Single by Aerosmith

from the album Nine Lives
- Released: 1997
- Recorded: 1996
- Genre: Hard rock, punk rock, punk blues, blues rock
- Length: 4:01
- Label: Columbia
- Songwriters: Steven Tyler, Joe Perry, Marti Frederiksen
- Producer: Kevin Shirley

Aerosmith singles chronology
| "Walk on Water" (1995) | "Nine Lives" (1997) | "Falling in Love (Is Hard on the Knees)" (1997) |

= Nine Lives (Aerosmith song) =

"Nine Lives" is a song by American hard rock band Aerosmith. It was released in 1997 as the lead single and title track from the album Nine Lives. The song was written by lead singer Steven Tyler, guitarist Joe Perry, and songwriter Marti Frederiksen.

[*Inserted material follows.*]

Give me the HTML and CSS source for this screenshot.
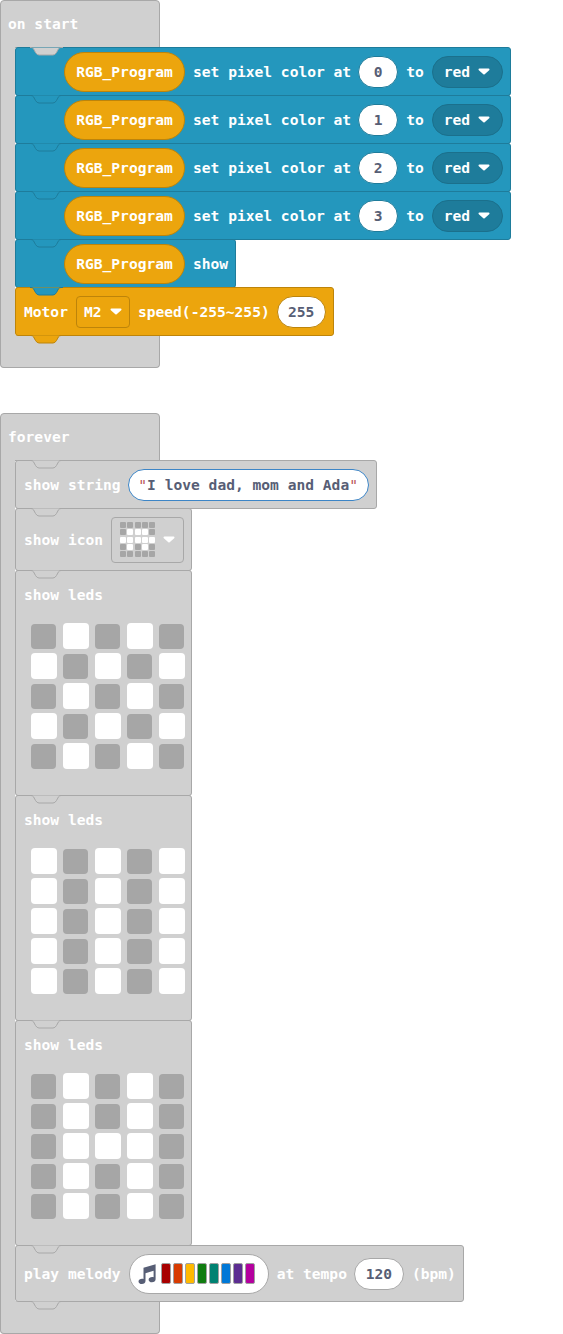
FILE: index.html
```html
<!DOCTYPE html>
<html lang="en">
<head>
<meta charset="utf-8">
<title>Blocks</title>
<link rel="stylesheet" href="styles.css">
</head>
<body>
<main class="workspace">

<section class="hat">
  <div class="cap">on start</div>
  <div class="hat-body">
    <div class="rail"></div>
    <div class="stack">
      <div class="block blue">
        <svg class="notch n-gray" viewBox="0 0 33 10"><path d="M0 .5H1Q2.500 .5 3.500 1.800L5.500 5.500Q7 8 9 8H23Q25 8 26.500 5.500L28.500 1.800Q29.500 .5 31 .5H33"/></svg>
        <span class="pill">RGB_Program</span><span>set pixel color at</span><span class="num w40 on-blue">0</span><span>to</span>
        <span class="drop">red<svg class="caret" viewBox="0 0 12 7"><path d="M1.500 1.500H10.500L6 5.500Z"/></svg></span>
      </div>
      <div class="block blue">
        <svg class="notch n-blue" viewBox="0 0 33 10"><path d="M0 .5H1Q2.500 .5 3.500 1.800L5.500 5.500Q7 8 9 8H23Q25 8 26.500 5.500L28.500 1.800Q29.500 .5 31 .5H33"/></svg>
        <span class="pill">RGB_Program</span><span>set pixel color at</span><span class="num w40 on-blue">1</span><span>to</span>
        <span class="drop">red<svg class="caret" viewBox="0 0 12 7"><path d="M1.500 1.500H10.500L6 5.500Z"/></svg></span>
      </div>
      <div class="block blue">
        <svg class="notch n-blue" viewBox="0 0 33 10"><path d="M0 .5H1Q2.500 .5 3.500 1.800L5.500 5.500Q7 8 9 8H23Q25 8 26.500 5.500L28.500 1.800Q29.500 .5 31 .5H33"/></svg>
        <span class="pill">RGB_Program</span><span>set pixel color at</span><span class="num w40 on-blue">2</span><span>to</span>
        <span class="drop">red<svg class="caret" viewBox="0 0 12 7"><path d="M1.500 1.500H10.500L6 5.500Z"/></svg></span>
      </div>
      <div class="block blue">
        <svg class="notch n-blue" viewBox="0 0 33 10"><path d="M0 .5H1Q2.500 .5 3.500 1.800L5.500 5.500Q7 8 9 8H23Q25 8 26.500 5.500L28.500 1.800Q29.500 .5 31 .5H33"/></svg>
        <span class="pill">RGB_Program</span><span>set pixel color at</span><span class="num w40 on-blue">3</span><span>to</span>
        <span class="drop">red<svg class="caret" viewBox="0 0 12 7"><path d="M1.500 1.500H10.500L6 5.500Z"/></svg></span>
      </div>
      <div class="block blue">
        <svg class="notch n-blue" viewBox="0 0 33 10"><path d="M0 .5H1Q2.500 .5 3.500 1.800L5.500 5.500Q7 8 9 8H23Q25 8 26.500 5.500L28.500 1.800Q29.500 .5 31 .5H33"/></svg>
        <span class="pill">RGB_Program</span><span>show</span>
      </div>
      <div class="block orange motor">
        <svg class="notch n-blue" viewBox="0 0 33 10"><path d="M0 .5H1Q2.500 .5 3.500 1.800L5.500 5.500Q7 8 9 8H23Q25 8 26.500 5.500L28.500 1.800Q29.500 .5 31 .5H33"/></svg>
        <span>Motor</span>
        <span class="motor-drop">M2<svg class="caret" viewBox="0 0 12 7"><path d="M1.500 1.500H10.500L6 5.500Z"/></svg></span>
        <span>speed(-255~255)</span>
        <span class="num w48 on-orange">255</span>
        <svg class="notch tab n-orange" viewBox="0 0 33 10"><path d="M0 .5H1Q2.500 .5 3.500 1.800L5.500 5.500Q7 8 9 8H23Q25 8 26.500 5.500L28.500 1.800Q29.500 .5 31 .5H33"/></svg>
      </div>
    </div>
  </div>
  <div class="foot"></div>
</section>

<section class="hat">
  <div class="cap">forever</div>
  <div class="hat-body">
    <div class="rail"></div>
    <div class="stack">
      <div class="block gray">
        <svg class="notch n-gray" viewBox="0 0 33 10"><path d="M0 .5H1Q2.500 .5 3.500 1.800L5.500 5.500Q7 8 9 8H23Q25 8 26.500 5.500L28.500 1.800Q29.500 .5 31 .5H33"/></svg>
        <span>show string</span>
        <span class="string"><span class="quote">"</span><span>I love dad, mom and Ada</span><span class="quote">"</span></span>
      </div>
      <div class="block gray icon-block">
        <svg class="notch n-gray" viewBox="0 0 33 10"><path d="M0 .5H1Q2.500 .5 3.500 1.800L5.500 5.500Q7 8 9 8H23Q25 8 26.500 5.500L28.500 1.800Q29.500 .5 31 .5H33"/></svg>
        <span>show icon</span>
        <span class="icon-field">
          <span class="mini">
            <i></i><i></i><i></i><i></i><i></i>
            <i></i><i class="w"></i><i class="w"></i><i class="w"></i><i></i>
            <i class="w"></i><i class="w"></i><i class="w"></i><i class="w"></i><i class="w"></i>
            <i></i><i class="w"></i><i></i><i class="w"></i><i></i>
            <i></i><i></i><i></i><i></i><i></i>
          </span>
          <svg class="caret" viewBox="0 0 12 7"><path d="M1.500 1.500H10.500L6 5.500Z"/></svg>
        </span>
      </div>
      <div class="block gray leds">
        <svg class="notch n-gray" viewBox="0 0 33 10"><path d="M0 .5H1Q2.500 .5 3.500 1.800L5.500 5.500Q7 8 9 8H23Q25 8 26.500 5.500L28.500 1.800Q29.500 .5 31 .5H33"/></svg>
        <span>show leds</span>
        <div class="grid">
          <i></i><i class="w"></i><i></i><i class="w"></i><i></i>
          <i class="w"></i><i></i><i class="w"></i><i></i><i class="w"></i>
          <i></i><i class="w"></i><i></i><i class="w"></i><i></i>
          <i class="w"></i><i></i><i class="w"></i><i></i><i class="w"></i>
          <i></i><i class="w"></i><i></i><i class="w"></i><i></i>
        </div>
      </div>
      <div class="block gray leds">
        <svg class="notch n-gray" viewBox="0 0 33 10"><path d="M0 .5H1Q2.500 .5 3.500 1.800L5.500 5.500Q7 8 9 8H23Q25 8 26.500 5.500L28.500 1.800Q29.500 .5 31 .5H33"/></svg>
        <span>show leds</span>
        <div class="grid">
          <i class="w"></i><i></i><i class="w"></i><i></i><i class="w"></i>
          <i class="w"></i><i></i><i class="w"></i><i></i><i class="w"></i>
          <i class="w"></i><i></i><i class="w"></i><i></i><i class="w"></i>
          <i class="w"></i><i></i><i class="w"></i><i></i><i class="w"></i>
          <i class="w"></i><i></i><i class="w"></i><i></i><i class="w"></i>
        </div>
      </div>
      <div class="block gray leds">
        <svg class="notch n-gray" viewBox="0 0 33 10"><path d="M0 .5H1Q2.500 .5 3.500 1.800L5.500 5.500Q7 8 9 8H23Q25 8 26.500 5.500L28.500 1.800Q29.500 .5 31 .5H33"/></svg>
        <span>show leds</span>
        <div class="grid">
          <i></i><i class="w"></i><i></i><i class="w"></i><i></i>
          <i></i><i class="w"></i><i></i><i class="w"></i><i></i>
          <i></i><i class="w"></i><i class="w"></i><i class="w"></i><i></i>
          <i></i><i class="w"></i><i></i><i class="w"></i><i></i>
          <i></i><i class="w"></i><i></i><i class="w"></i><i></i>
        </div>
      </div>
      <div class="block gray melody">
        <svg class="notch n-gray" viewBox="0 0 33 10"><path d="M0 .5H1Q2.500 .5 3.500 1.800L5.500 5.500Q7 8 9 8H23Q25 8 26.500 5.500L28.500 1.800Q29.500 .5 31 .5H33"/></svg>
        <span>play melody</span>
        <span class="melody-field">
          <svg class="note" viewBox="0 0 18 20"><path d="M5.500 3.800 17.600 .3V15.200C17.600 17 16 18.300 14 18.300 12 18.300 10.600 17.200 10.600 15.700 10.600 14.100 12.300 13 14.200 13 14.800 13 15.300 13.100 15.600 13.200V6.800L7.500 9.200V17C7.500 18.800 5.900 20 3.900 20 1.900 20 .5 18.900 .5 17.400 .5 15.800 2.200 14.700 4 14.700 4.600 14.700 5.100 14.800 5.500 15Z"/></svg>
          <span class="swatches">
            <i class="c1"></i><i class="c2"></i><i class="c3"></i><i class="c4"></i><i class="c5"></i><i class="c6"></i><i class="c7"></i><i class="c8"></i>
          </span>
        </span>
        <span>at tempo</span>
        <span class="num w50 on-gray">120</span>
        <span>(bpm)</span>
        <svg class="notch tab n-gray" viewBox="0 0 33 10"><path d="M0 .5H1Q2.500 .5 3.500 1.800L5.500 5.500Q7 8 9 8H23Q25 8 26.500 5.500L28.500 1.800Q29.500 .5 31 .5H33"/></svg>
      </div>
    </div>
  </div>
  <div class="foot"></div>
</section>

</main>
</body>
</html>
```
FILE: styles.css
```css
* { box-sizing: border-box; }

html, body { margin: 0; background: #fff; }

body {
  font-family: "DejaVu Sans Mono", "Liberation Mono", monospace;
  font-size: 14.6px;
  font-weight: 700;
  line-height: 18px;
  color: #fff;
}

.workspace {
  display: flex;
  flex-direction: column;
  gap: 45px;
  width: 563px;
}

.hat {
  display: flex;
  flex-direction: column;
}

.cap {
  width: 160px;
  height: 48px;
  padding: 14px 7px;
  background: #d0d0d0;
  border: 1px solid #a8a8a8;
  border-radius: 4px 4px 0 0;
}

.hat-body {
  display: flex;
  margin-top: -1px;
}

.rail {
  width: 15px;
  background: #d0d0d0;
  border-left: 1px solid #a8a8a8;
}

.stack {
  display: flex;
  flex-direction: column;
  align-items: flex-start;
}

.foot {
  width: 160px;
  height: 33px;
  background: #d0d0d0;
  border: 1px solid #a8a8a8;
  border-top: 0;
  border-radius: 0 0 4px 4px;
}

.block {
  position: relative;
  display: flex;
  align-items: center;
  gap: 8px;
  height: 49px;
  margin-bottom: -1px;
  padding: 0 7px 0 8px;
  border: 1px solid;
  border-radius: 3px;
  white-space: pre;
}

.blue {
  padding-left: 48px;
  background: #2497bd;
  border-color: #1e7c9b;
}

.orange {
  background: #eca50d;
  border-color: #bd840a;
}

.gray {
  background: #d0d0d0;
  border-color: #a8a8a8;
}

.notch {
  position: absolute;
  left: 14px;
  top: -1px;
  width: 33px;
  height: 10px;
  overflow: visible;
}

.notch path { stroke-width: 1; }

.tab { top: auto; bottom: -10px; }

.n-gray path { fill: #d0d0d0; stroke: #a8a8a8; }
.n-blue path { fill: #2497bd; stroke: #1e7c9b; }
.n-orange path { fill: #eca50d; stroke: #bd840a; }

.pill {
  display: flex;
  align-items: center;
  justify-content: center;
  width: 121px;
  height: 40px;
  background: #eca50d;
  border: 1px solid #bd840a;
  border-radius: 20px;
}

.num {
  display: flex;
  align-items: center;
  justify-content: center;
  height: 32px;
  margin-left: -1px;
  background: #fff;
  border: 1px solid;
  border-radius: 16px;
  color: #575e75;
}

.w40 { width: 40px; }
.w48 { width: 49px; }
.w50 { width: 50px; }

.on-blue { border-color: #1e7c9b; }
.on-orange { border-color: #bd840a; }
.on-gray { border-color: #a8a8a8; }

.drop {
  display: flex;
  align-items: center;
  gap: 8px;
  width: 71px;
  height: 32px;
  padding-left: 11px;
  background: #1e7c9b;
  border: 1px solid #1b708c;
  border-radius: 16px;
}

.caret {
  width: 12px;
  height: 7px;
  flex: none;
}

.caret path {
  fill: #fff;
  stroke: #fff;
  stroke-width: 2;
  stroke-linejoin: round;
}

.motor-drop {
  display: flex;
  align-items: center;
  gap: 8px;
  width: 54px;
  height: 32px;
  padding-left: 7px;
  border: 1px solid #bd840a;
  border-radius: 4px;
}

.string {
  display: flex;
  align-items: center;
  justify-content: center;
  width: 241px;
  height: 32px;
  margin-left: -1px;
  background: #fff;
  border: 1px solid #3d85c6;
  border-radius: 16px;
  color: #575e75;
}

.quote {
  color: #a31515;
  font-weight: 400;
  opacity: .75;
}

.icon-block { height: 63px; }

.icon-field {
  display: flex;
  align-items: center;
  gap: 8px;
  width: 73px;
  height: 46px;
  padding-left: 8px;
  border: 1px solid #a8a8a8;
  border-radius: 4px;
}

.mini {
  display: grid;
  grid-template-columns: repeat(5, 6px);
  grid-auto-rows: 6px;
  gap: 1.25px;
}

.mini i {
  background: #a6a6a6;
  border-radius: 1px;
}

.mini i.w { background: #fff; }

.leds {
  flex-direction: column;
  align-items: flex-start;
  gap: 0;
  width: 177px;
  height: 226px;
  padding-top: 15px;
}

.grid {
  display: grid;
  grid-template-columns: repeat(5, 32px);
  grid-template-rows: repeat(5, 30px);
  place-items: center;
  margin: 17px 0 0 3.5px;
}

.grid i {
  width: 25px;
  height: 25px;
  background: #a6a6a6;
  border-radius: 4px;
}

.grid i.w {
  width: 26px;
  height: 26px;
  background: #fff;
}

.melody { height: 57px; }

.melody-field {
  display: flex;
  align-items: center;
  gap: 5px;
  width: 140px;
  height: 40px;
  padding-left: 8px;
  background: #fff;
  border: 1px solid #a8a8a8;
  border-radius: 20px;
}

.note {
  width: 18px;
  height: 20px;
  flex: none;
}

.note path { fill: #575e75; }

.swatches {
  display: flex;
  gap: 2px;
}

.swatches i {
  width: 10px;
  height: 21px;
  border: 1px solid #a0a0a0;
  border-radius: 2px;
}

.c1 { background: #a80000; }
.c2 { background: #d83b01; }
.c3 { background: #ffb900; }
.c4 { background: #107c10; }
.c5 { background: #008272; }
.c6 { background: #0078d7; }
.c7 { background: #5c2d91; }
.c8 { background: #b4009e; }
```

The song starts with Tyler imitating a cat's wail.

==Chart position==
"Nine Lives" was released as a promotional single to rock radio and peaked at #37 on the Mainstream Rock Tracks chart in 1997.

==In concert==
On the band's lengthy Nine Lives Tour from 1997 to 1999, "Nine Lives" was almost always the opener. The band also performed the song on a few television appearances, including one on Saturday Night Live.

==In other media==
"Nine Lives" is one of the two theme songs performed by Aerosmith used in the video game Dead or Alive 3 for the Xbox created by Team Ninja. It is played during the intro.

The song used to play on Rock 'n' Roller Coaster Starring Aerosmith at Disney's Hollywood Studios at Walt Disney World. It was exclusive to the "limousine" (ride vehicle) with a license plate that read "1QKLIMO".